Ferguson followed by walking in a run, and the Commodores yanked him for sidewinder Brian Miller, who inherited a 2-0 count with the bases loaded and ended the threat with a strikeout.
Miller did what he could to give Vanderbilt a chance, taking the game all the way to the finish line. He allowed just two hits and no runs after the second inning, but Texas broke the game open with two more runs in the second on back-to-back triples by Zane Gurwitz and Brooks Marlow. Left fielder Bryan Reynolds slipped on the first one, perhaps leading to an extra base, and right fielder Rhett Wiseman made a diving gamble for the second one, turning a single into a triple. Marlow scored on an error.
"They made some contributions to it, and they had some really tough plays," Garrido said. "Those two plays in the outfield, the balls were both sinking. They got on top of them, and they weren't as easy or routine as some people might think because of that."
Maybe the three days off affected Vanderbilt's rhythm. Or maybe, as they say, momentum is as good as the starting pitcher, and Vanderbilt couldn't get off to a good start, while Texas had a proven big-game monster on the mound.
Now, Texas has serious momentum—but the Longhorns will have to contend with Vandy ace Carson Fulmer tomorrow.
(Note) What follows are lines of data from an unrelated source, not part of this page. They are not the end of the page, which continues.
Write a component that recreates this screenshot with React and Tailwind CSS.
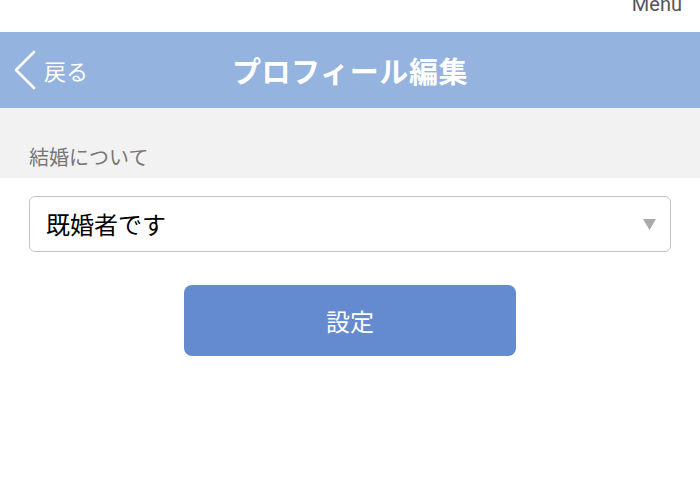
import { useState } from "react";

const font = { fontFamily: '"Noto Sans CJK JP", "Noto Sans", sans-serif' };

export default function App() {
  const [value, setValue] = useState("married");

  return (
    <div className="min-h-[477px] bg-white" style={font}>
      <div className="h-[32px] overflow-hidden flex justify-end pr-[18px]">
        <span className="text-[20px] leading-none text-[#555] -mt-[6px]" style={{ fontFamily: '"Roboto", sans-serif' }}>
          Menu
        </span>
      </div>

      <header className="relative h-[76px] bg-[#95b3df] flex items-center justify-center">
        <button className="absolute left-[13px] top-0 h-full flex items-center gap-[7px] text-white">
          <svg width="24" height="40" viewBox="0 0 24 40" fill="none">
            <path d="M21 2 L3 20 L21 38" stroke="white" strokeWidth="2.6" strokeLinecap="round" strokeLinejoin="round" />
          </svg>
          <span className="text-[22px] leading-none">戻る</span>
        </button>
        <h1 className="text-[29px] font-bold text-white leading-none tracking-[0.6px]">プロフィール編集</h1>
      </header>

      <div className="h-[70px] bg-[#f2f2f2] flex items-end pl-[29px] pb-[11px]">
        <span className="text-[20px] text-[#777] leading-none">結婚について</span>
      </div>

      <div className="px-[29px] pt-[18px]">
        <div className="relative">
          <select
            value={value}
            onChange={(e) => setValue(e.target.value)}
            className="appearance-none w-full h-[56px] rounded-[6px] border border-[#c4c4c4] bg-white pl-[16px] text-[24px] text-black outline-none"
            style={font}
          >
            <option value="single">未婚です</option>
            <option value="married">既婚者です</option>
          </select>
          <svg className="absolute right-[15px] top-[23px] pointer-events-none" width="13" height="11" viewBox="0 0 13 11">
            <path d="M0 0 H13 L6.5 11 Z" fill="#aaaaaa" />
          </svg>
        </div>
      </div>

      <div className="flex justify-center pt-[33px]">
        <button className="w-[332px] h-[71px] rounded-[8px] bg-[#648bcf] text-white text-[24px]">設定</button>
      </div>
    </div>
  );
}
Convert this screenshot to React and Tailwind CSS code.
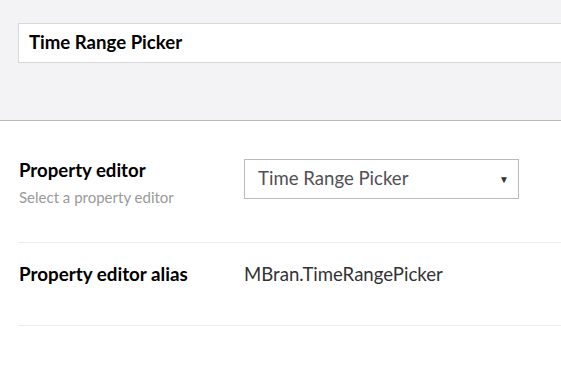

The moment won't be too big for him, or for Texas' likely starter, Parker French.
"This game at the college level, in my mind the bigger the game, the more momentum determines the results," Garrido said.
"(Starting pitching is) really important, but momentum plays a big key. We've had pitchers come in here with 15 wins and no losses, and boy, we've got it nailed down now—and the guy throws the ball all over the place because it's the championship game. And that's what makes Nate's performance today so remarkable, and (Chad) Hollingsworth (yesterday) is it's pitch or go home."